■ Dataset extract ■
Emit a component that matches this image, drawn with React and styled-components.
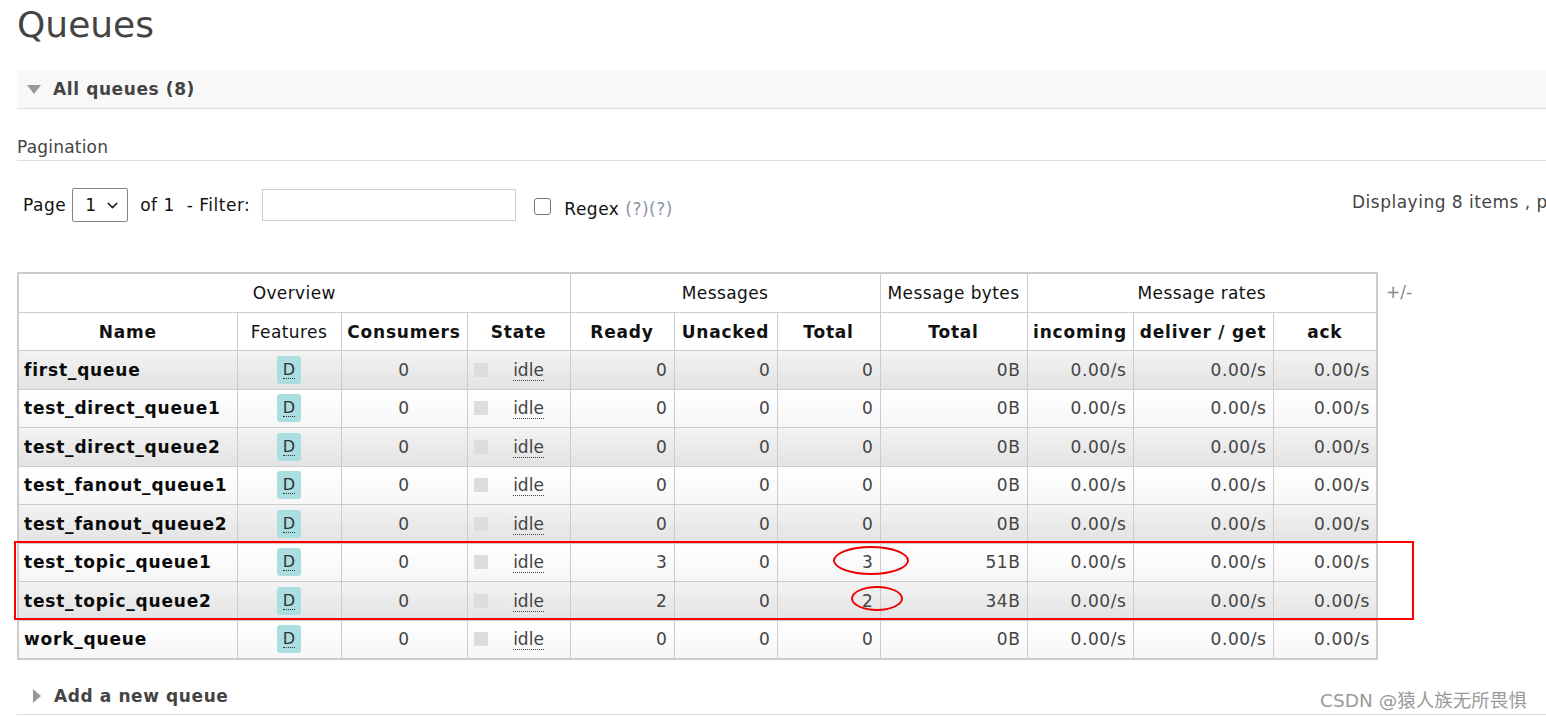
import styled, { createGlobalStyle } from 'styled-components';
import { ChevronDown } from 'lucide-react';

const GlobalStyle = createGlobalStyle`
  html, body {
    margin: 0;
    padding: 0;
    overflow: hidden;
    background: #fff;
  }
  body {
    font-family: "DejaVu Sans", Verdana, sans-serif;
    color: #444;
  }
`;

const Page = styled.div`
  position: relative;
  width: 1800px;
  height: 717px;
  padding-left: 17px;
  box-sizing: border-box;
`;

const Title = styled.h1`
  margin: 0;
  font-size: 36px;
  font-weight: normal;
  line-height: 50px;
  color: #444;
`;

const SectionHeader = styled.div`
  display: flex;
  align-items: center;
  height: ${(p) => (p.$open ? 38 : 36)}px;
  margin-top: ${(p) => p.$top}px;
  padding-left: ${(p) => (p.$open ? 10 : 16)}px;
  background: ${(p) => (p.$open ? '#f8f8f8' : '#fff')};
  border-bottom: 1px solid #ddd;
  gap: ${(p) => (p.$open ? 12 : 13)}px;
`;

const TriangleDown = styled.span`
  width: 0;
  height: 0;
  border-left: 7.5px solid transparent;
  border-right: 7.5px solid transparent;
  border-top: 9px solid #999;
`;

const TriangleRight = styled.span`
  width: 0;
  height: 0;
  border-top: 7.5px solid transparent;
  border-bottom: 7.5px solid transparent;
  border-left: 8px solid #999;
`;

const SectionTitle = styled.h2`
  margin: 0;
  font-size: 17px;
  font-weight: bold;
  letter-spacing: 0.6px;
  color: #444;
`;

const SubHeading = styled.h3`
  margin: 28px 0 0;
  font-size: 17px;
  font-weight: normal;
  letter-spacing: 0.2px;
  color: #444;
  padding-bottom: 3px;
  border-bottom: 1px solid #ddd;
`;

const PaginationRow = styled.div`
  display: flex;
  align-items: center;
  margin-top: 27px;
  padding-left: 6px;
  font-size: 17px;
  letter-spacing: 0.5px;
  color: #111;
`;

const PagerControls = styled.div`
  flex: 0 0 1329px;
  display: flex;
  align-items: center;
`;

const Label = styled.span`
  margin-right: ${(p) => p.$gap || 0}px;
`;

const SelectWrap = styled.div`
  position: relative;
  width: 56px;
  height: 34px;
  margin: 0 12px 0 6px;
  svg {
    position: absolute;
    right: 7px;
    top: 9px;
    pointer-events: none;
  }
`;

const Select = styled.select`
  appearance: none;
  width: 100%;
  height: 100%;
  box-sizing: border-box;
  border: 1px solid #858585;
  border-radius: 2px;
  background: #fff;
  padding-left: 12px;
  font-family: inherit;
  font-size: 17px;
  color: #111;
`;

const FilterInput = styled.input`
  width: 254px;
  height: 32px;
  box-sizing: border-box;
  border: 1px solid #ccc;
  margin-left: 12px;
  margin-right: 18px;
  font-family: inherit;
`;

const Checkbox = styled.input`
  appearance: none;
  width: 17px;
  height: 17px;
  margin: 3px 13px 0 0;
  border: 1px solid #767676;
  border-radius: 3px;
  background: #fff;
`;

const RegexLabel = styled.span`
  margin-top: 8px;
  color: #111;
`;

const Help = styled.span`
  color: #8a95a1;
`;

const Displaying = styled.span`
  color: #444;
  margin-top: -6px;
`;

const TableArea = styled.div`
  position: relative;
  display: flex;
  align-items: flex-start;
  margin-top: 50px;
`;

const Table = styled.table`
  border-collapse: collapse;
  table-layout: fixed;
  width: 1359px;
  border: 2px solid #ccc;
`;

const GroupTh = styled.th`
  height: 38px;
  padding: 0;
  border: 1px solid #ccc;
  font-size: 17px;
  font-weight: normal;
  letter-spacing: 0.4px;
  color: #111;
  background: #fff;
`;

const ColTh = styled.th`
  height: 37px;
  padding: 0 2px;
  border: 1px solid #ccc;
  font-size: 17px;
  font-weight: ${(p) => (p.$normal ? 'normal' : 'bold')};
  letter-spacing: ${(p) => (p.$normal ? 0.4 : 0.8)}px;
  color: #111;
  background: #fff;
  white-space: nowrap;
`;

const Row = styled.tr`
  height: 38.5px;
  background: ${(p) =>
    p.$alt
      ? 'linear-gradient(#f3f3f3, #e2e2e2)'
      : 'linear-gradient(#ffffff, #f6f6f6)'};
`;

const Cell = styled.td`
  padding: 0 6px;
  border: 1px solid #ccc;
  font-size: 17px;
  letter-spacing: ${(p) => (p.$num ? 0.6 : 0)}px;
  color: #444;
  text-align: ${(p) => p.$align || 'left'};
  white-space: nowrap;
`;

const NameCell = styled(Cell)`
  padding-left: 5px;
  font-weight: bold;
  letter-spacing: 0.8px;
  color: #0a0a0a;
`;

const Badge = styled.abbr`
  display: inline-flex;
  align-items: center;
  justify-content: center;
  width: 24px;
  height: 28px;
  border-radius: 3px;
  background: #abdee0;
  font-size: 16px;
  letter-spacing: 0;
  color: #333;
  text-decoration: none;
  vertical-align: middle;
  span {
    border-bottom: 1px dotted #333;
    line-height: 17px;
  }
`;

const StateBox = styled.div`
  display: flex;
  align-items: center;
`;

const StateDot = styled.span`
  width: 14px;
  height: 14px;
  background: #ddd;
`;

const StateText = styled.abbr`
  flex: 1;
  padding-left: 6px;
  text-align: center;
  text-decoration: none;
  span {
    border-bottom: 1px dotted #444;
  }
`;

const Toggle = styled.span`
  margin: 10px 0 0 8px;
  font-size: 17px;
  color: #888;
`;

const Highlight = styled.div`
  position: absolute;
  left: -3px;
  top: 269px;
  width: 1400px;
  height: 79px;
  box-sizing: border-box;
  border: 2px solid #f00;
  pointer-events: none;
`;

const Ring = styled.div`
  position: absolute;
  box-sizing: border-box;
  border: 2px solid #e00;
  border-radius: 50%;
  pointer-events: none;
`;

const Watermark = styled.div`
  position: absolute;
  left: 1320px;
  top: 686px;
  font-family: "DejaVu Sans", "Noto Sans CJK SC", sans-serif;
  font-size: 18.5px;
  color: #9a9a9a;
  white-space: nowrap;
  text-shadow: 0 0 2px #fff;
`;

const widths = [219, 104, 126, 103, 104, 103, 103, 147, 106, 140, 104];

const queues = [
  { name: 'first_queue', ready: 0, total: 0, bytes: '0B' },
  { name: 'test_direct_queue1', ready: 0, total: 0, bytes: '0B' },
  { name: 'test_direct_queue2', ready: 0, total: 0, bytes: '0B' },
  { name: 'test_fanout_queue1', ready: 0, total: 0, bytes: '0B' },
  { name: 'test_fanout_queue2', ready: 0, total: 0, bytes: '0B' },
  { name: 'test_topic_queue1', ready: 3, total: 3, bytes: '51B' },
  { name: 'test_topic_queue2', ready: 2, total: 2, bytes: '34B' },
  { name: 'work_queue', ready: 0, total: 0, bytes: '0B' },
];

const App = () => {
  return (
    <Page>
      <GlobalStyle />
      <Title>Queues</Title>
      <SectionHeader $open $top={20}>
        <TriangleDown />
        <SectionTitle>All queues (8)</SectionTitle>
      </SectionHeader>

      <SubHeading>Pagination</SubHeading>
      <PaginationRow>
        <PagerControls>
          <Label>Page</Label>
          <SelectWrap>
            <Select defaultValue="1">
              <option value="1">1</option>
            </Select>
            <ChevronDown size={17} strokeWidth={2} color="#222" />
          </SelectWrap>
          <Label $gap={12}>of 1</Label>
          <Label>- Filter:</Label>
          <FilterInput type="text" />
          <Checkbox type="checkbox" />
          <RegexLabel>
            Regex <Help>(?)(?)</Help>
          </RegexLabel>
        </PagerControls>
        <Displaying>Displaying 8 items , page size up to: 100</Displaying>
      </PaginationRow>

      <TableArea>
        <Table>
          <colgroup>
            {widths.map((w, i) => (
              <col key={i} style={{ width: w }} />
            ))}
          </colgroup>
          <thead>
            <tr>
              <GroupTh colSpan={4}>Overview</GroupTh>
              <GroupTh colSpan={3}>Messages</GroupTh>
              <GroupTh>Message bytes</GroupTh>
              <GroupTh colSpan={3}>Message rates</GroupTh>
            </tr>
            <tr>
              <ColTh>Name</ColTh>
              <ColTh $normal>Features</ColTh>
              <ColTh>Consumers</ColTh>
              <ColTh>State</ColTh>
              <ColTh>Ready</ColTh>
              <ColTh>Unacked</ColTh>
              <ColTh>Total</ColTh>
              <ColTh>Total</ColTh>
              <ColTh>incoming</ColTh>
              <ColTh>deliver / get</ColTh>
              <ColTh>ack</ColTh>
            </tr>
          </thead>
          <tbody>
            {queues.map((q, i) => (
              <Row key={q.name} $alt={i % 2 === 0}>
                <NameCell>{q.name}</NameCell>
                <Cell $align="center">
                  <Badge title="durable">
                    <span>D</span>
                  </Badge>
                </Cell>
                <Cell $num $align="center">0</Cell>
                <Cell>
                  <StateBox>
                    <StateDot />
                    <StateText title="idle">
                      <span>idle</span>
                    </StateText>
                  </StateBox>
                </Cell>
                <Cell $num $align="right">{q.ready}</Cell>
                <Cell $num $align="right">0</Cell>
                <Cell $num $align="right">{q.total}</Cell>
                <Cell $num $align="right">{q.bytes}</Cell>
                <Cell $num $align="right">0.00/s</Cell>
                <Cell $num $align="right">0.00/s</Cell>
                <Cell $num $align="right">0.00/s</Cell>
              </Row>
            ))}
          </tbody>
        </Table>
        <Toggle>+/-</Toggle>
        <Highlight />
        <Ring style={{ left: 816, top: 274, width: 76, height: 29 }} />
        <Ring style={{ left: 834, top: 314, width: 52, height: 25 }} />
      </TableArea>

      <SectionHeader $top={18}>
        <TriangleRight />
        <SectionTitle>Add a new queue</SectionTitle>
      </SectionHeader>

      <Watermark>CSDN @猿人族无所畏惧</Watermark>
    </Page>
  );
};

export default App;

■ Exercise directions ■
Filter the listing above by the word "components"; copy each line that passes.

■ Final result ■
Emit a component that matches this image, drawn with React and styled-components.
import styled, { createGlobalStyle } from 'styled-components';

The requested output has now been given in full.